## START DATA PROVIDED
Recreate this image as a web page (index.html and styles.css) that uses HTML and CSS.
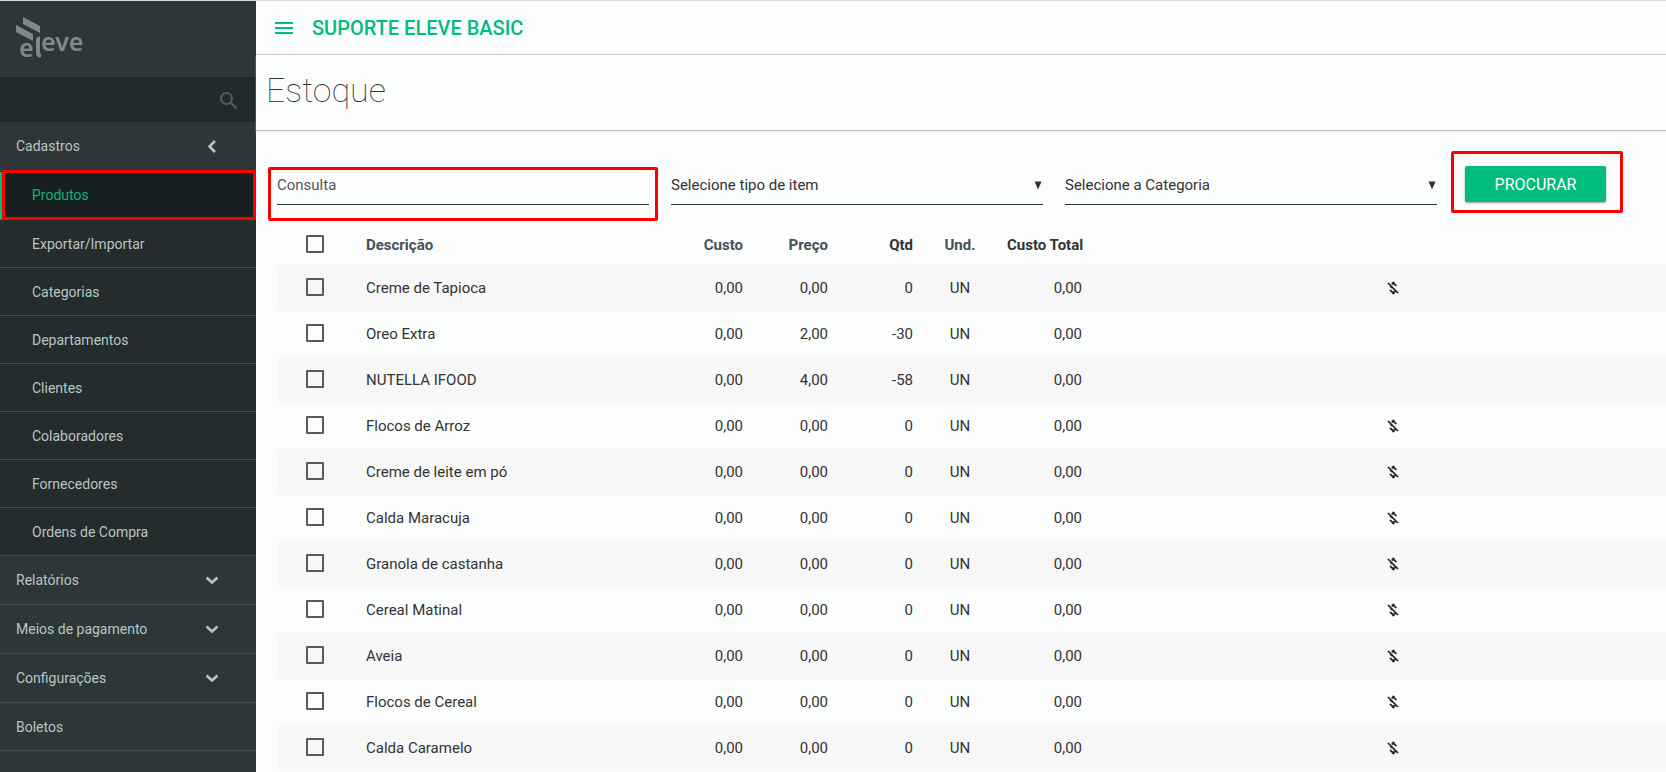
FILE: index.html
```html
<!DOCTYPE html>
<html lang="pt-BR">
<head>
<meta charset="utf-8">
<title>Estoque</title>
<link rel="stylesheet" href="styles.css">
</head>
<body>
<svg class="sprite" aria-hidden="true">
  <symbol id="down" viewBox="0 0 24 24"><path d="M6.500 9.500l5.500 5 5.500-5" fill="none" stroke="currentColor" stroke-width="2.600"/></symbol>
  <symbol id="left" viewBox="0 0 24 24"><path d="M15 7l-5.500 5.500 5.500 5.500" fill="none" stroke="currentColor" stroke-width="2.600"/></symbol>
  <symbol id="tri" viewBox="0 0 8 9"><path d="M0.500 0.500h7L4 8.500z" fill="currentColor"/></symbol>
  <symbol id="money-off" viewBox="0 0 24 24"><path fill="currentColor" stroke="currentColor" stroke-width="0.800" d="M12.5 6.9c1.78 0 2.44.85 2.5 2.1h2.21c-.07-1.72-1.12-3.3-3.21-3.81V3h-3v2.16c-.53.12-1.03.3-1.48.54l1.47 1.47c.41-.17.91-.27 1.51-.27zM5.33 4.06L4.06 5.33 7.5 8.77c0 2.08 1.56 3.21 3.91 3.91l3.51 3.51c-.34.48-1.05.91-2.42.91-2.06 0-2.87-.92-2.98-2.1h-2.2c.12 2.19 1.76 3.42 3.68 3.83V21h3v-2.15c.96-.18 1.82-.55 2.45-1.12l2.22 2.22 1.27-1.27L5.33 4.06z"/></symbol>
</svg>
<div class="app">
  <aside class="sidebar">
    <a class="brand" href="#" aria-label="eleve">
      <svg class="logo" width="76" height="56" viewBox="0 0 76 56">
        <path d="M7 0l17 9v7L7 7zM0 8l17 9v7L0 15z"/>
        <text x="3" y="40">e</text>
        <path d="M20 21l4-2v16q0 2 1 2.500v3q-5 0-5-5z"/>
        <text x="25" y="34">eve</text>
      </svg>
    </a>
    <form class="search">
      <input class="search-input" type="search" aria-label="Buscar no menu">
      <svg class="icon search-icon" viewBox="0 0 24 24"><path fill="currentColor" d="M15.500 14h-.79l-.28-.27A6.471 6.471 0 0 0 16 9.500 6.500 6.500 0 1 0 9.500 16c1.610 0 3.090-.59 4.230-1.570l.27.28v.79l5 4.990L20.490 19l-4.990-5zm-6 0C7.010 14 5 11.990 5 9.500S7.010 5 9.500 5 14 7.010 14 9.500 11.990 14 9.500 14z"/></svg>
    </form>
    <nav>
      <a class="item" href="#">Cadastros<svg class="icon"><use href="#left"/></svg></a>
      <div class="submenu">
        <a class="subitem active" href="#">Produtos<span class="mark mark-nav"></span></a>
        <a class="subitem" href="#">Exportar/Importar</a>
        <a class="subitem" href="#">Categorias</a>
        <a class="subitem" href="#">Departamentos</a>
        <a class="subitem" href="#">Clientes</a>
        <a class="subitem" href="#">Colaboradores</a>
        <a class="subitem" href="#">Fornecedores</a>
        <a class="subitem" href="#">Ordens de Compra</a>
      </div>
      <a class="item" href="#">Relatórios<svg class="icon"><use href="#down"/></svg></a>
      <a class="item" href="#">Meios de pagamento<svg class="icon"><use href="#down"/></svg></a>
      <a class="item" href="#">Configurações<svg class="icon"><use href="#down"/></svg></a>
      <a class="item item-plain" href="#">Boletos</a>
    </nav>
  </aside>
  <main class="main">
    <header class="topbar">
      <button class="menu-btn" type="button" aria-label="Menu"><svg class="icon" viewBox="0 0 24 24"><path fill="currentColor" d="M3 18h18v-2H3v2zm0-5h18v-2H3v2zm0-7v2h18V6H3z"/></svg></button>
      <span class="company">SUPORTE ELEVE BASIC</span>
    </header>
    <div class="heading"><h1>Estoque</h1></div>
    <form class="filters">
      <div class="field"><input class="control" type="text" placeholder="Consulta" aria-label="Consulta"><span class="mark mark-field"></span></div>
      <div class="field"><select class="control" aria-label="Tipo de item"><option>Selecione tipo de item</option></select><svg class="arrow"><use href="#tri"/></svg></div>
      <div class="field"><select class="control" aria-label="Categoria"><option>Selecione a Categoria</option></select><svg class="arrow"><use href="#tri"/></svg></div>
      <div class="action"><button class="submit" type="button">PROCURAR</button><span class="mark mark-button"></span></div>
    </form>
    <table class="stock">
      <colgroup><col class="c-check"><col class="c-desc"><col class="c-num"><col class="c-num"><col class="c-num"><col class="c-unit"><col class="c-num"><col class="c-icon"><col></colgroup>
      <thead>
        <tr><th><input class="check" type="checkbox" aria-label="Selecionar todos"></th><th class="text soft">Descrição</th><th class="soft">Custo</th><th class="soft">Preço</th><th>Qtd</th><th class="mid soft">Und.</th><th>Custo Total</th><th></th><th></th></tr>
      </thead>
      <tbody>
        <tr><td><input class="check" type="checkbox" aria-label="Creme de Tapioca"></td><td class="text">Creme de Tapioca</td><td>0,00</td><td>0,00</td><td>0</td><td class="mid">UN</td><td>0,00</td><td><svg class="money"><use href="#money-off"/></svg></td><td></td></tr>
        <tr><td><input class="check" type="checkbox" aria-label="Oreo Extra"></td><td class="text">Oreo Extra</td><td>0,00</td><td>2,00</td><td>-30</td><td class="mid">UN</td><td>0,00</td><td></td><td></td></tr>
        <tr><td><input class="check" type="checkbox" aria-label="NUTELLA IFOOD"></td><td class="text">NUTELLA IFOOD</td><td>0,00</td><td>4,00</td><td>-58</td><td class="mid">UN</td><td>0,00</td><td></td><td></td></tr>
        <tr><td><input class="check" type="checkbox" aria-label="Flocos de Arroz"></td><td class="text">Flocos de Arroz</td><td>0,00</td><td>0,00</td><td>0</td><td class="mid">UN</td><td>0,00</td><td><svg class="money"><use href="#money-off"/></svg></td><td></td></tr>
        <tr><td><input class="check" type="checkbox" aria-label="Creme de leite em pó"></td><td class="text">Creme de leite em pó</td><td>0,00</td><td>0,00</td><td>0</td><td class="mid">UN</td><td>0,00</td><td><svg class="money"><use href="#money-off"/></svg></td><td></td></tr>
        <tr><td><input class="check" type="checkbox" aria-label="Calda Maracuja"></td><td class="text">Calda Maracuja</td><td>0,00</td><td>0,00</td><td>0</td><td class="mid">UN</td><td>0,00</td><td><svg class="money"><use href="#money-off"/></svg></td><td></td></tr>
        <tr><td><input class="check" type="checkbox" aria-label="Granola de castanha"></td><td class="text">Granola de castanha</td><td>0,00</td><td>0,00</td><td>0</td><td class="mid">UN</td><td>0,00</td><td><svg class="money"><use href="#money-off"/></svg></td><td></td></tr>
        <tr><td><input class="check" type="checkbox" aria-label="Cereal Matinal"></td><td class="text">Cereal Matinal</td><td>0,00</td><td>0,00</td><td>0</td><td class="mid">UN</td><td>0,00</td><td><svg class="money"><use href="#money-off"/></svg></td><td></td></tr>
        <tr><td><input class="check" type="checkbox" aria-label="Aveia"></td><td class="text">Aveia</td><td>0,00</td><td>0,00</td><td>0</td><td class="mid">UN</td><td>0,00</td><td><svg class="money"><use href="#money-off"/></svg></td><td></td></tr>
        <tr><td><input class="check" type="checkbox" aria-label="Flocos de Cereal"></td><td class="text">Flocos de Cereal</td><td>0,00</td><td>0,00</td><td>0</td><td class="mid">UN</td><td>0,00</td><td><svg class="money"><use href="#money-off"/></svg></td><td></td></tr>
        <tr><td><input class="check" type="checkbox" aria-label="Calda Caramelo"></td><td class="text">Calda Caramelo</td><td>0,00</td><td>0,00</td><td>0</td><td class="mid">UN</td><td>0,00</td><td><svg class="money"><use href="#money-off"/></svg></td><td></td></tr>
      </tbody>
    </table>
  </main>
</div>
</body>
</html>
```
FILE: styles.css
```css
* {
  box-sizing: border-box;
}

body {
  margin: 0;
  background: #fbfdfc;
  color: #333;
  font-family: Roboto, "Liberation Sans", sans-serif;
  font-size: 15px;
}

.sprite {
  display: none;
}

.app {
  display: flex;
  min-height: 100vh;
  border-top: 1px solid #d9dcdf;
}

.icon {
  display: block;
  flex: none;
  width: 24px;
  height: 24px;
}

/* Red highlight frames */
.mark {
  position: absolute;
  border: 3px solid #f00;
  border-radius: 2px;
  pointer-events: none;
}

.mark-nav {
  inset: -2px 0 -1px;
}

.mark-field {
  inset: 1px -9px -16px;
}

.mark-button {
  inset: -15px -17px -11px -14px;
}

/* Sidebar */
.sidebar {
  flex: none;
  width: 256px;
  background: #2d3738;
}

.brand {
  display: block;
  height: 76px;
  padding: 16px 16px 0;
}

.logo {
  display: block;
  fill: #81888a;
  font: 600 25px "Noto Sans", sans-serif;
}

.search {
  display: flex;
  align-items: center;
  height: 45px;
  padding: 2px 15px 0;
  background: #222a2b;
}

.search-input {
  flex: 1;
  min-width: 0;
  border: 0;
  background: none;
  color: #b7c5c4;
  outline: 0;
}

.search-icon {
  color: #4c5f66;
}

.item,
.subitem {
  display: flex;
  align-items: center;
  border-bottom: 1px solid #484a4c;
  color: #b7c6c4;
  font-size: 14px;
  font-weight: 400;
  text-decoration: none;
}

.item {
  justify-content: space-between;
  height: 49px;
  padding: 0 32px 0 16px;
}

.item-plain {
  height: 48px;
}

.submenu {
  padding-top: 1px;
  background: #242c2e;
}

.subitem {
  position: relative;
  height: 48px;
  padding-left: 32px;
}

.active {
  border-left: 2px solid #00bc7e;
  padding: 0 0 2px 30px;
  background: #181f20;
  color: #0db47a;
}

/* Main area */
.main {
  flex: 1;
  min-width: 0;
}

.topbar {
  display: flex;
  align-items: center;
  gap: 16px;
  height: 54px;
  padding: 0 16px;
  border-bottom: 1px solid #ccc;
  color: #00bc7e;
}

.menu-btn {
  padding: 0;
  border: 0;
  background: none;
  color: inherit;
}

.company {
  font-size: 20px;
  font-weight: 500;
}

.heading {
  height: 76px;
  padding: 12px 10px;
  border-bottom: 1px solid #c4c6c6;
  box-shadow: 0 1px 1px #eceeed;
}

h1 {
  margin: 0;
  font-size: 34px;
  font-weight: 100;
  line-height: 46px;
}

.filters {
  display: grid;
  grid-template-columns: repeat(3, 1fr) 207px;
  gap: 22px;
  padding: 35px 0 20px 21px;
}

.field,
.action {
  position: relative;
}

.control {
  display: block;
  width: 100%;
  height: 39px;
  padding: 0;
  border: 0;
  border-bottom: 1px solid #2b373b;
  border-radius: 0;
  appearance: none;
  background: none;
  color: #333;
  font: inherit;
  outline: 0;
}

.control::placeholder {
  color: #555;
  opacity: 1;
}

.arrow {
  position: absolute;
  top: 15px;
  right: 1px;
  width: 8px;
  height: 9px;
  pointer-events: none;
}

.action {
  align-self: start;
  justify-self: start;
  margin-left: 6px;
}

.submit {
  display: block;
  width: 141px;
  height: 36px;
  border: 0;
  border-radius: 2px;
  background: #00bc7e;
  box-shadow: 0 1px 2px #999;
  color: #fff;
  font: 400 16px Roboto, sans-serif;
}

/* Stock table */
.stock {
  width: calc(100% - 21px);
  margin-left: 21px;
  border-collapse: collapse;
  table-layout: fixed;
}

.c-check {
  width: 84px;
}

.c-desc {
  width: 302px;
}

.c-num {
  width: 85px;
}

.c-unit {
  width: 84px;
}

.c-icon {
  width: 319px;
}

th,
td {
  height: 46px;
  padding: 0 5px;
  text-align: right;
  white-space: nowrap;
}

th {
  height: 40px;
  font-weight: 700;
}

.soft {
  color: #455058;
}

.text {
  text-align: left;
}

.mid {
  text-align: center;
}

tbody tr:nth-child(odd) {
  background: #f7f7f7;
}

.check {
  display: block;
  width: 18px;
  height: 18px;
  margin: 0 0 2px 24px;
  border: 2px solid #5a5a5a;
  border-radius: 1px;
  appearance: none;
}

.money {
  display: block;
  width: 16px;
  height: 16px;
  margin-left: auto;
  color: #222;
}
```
## END DATA PROVIDED
● WHAT THIS TASK INVOLVES
Figure out how many lines above include the string "index", then report that number and nothing else.

● RESULT FOR THIS TASK
2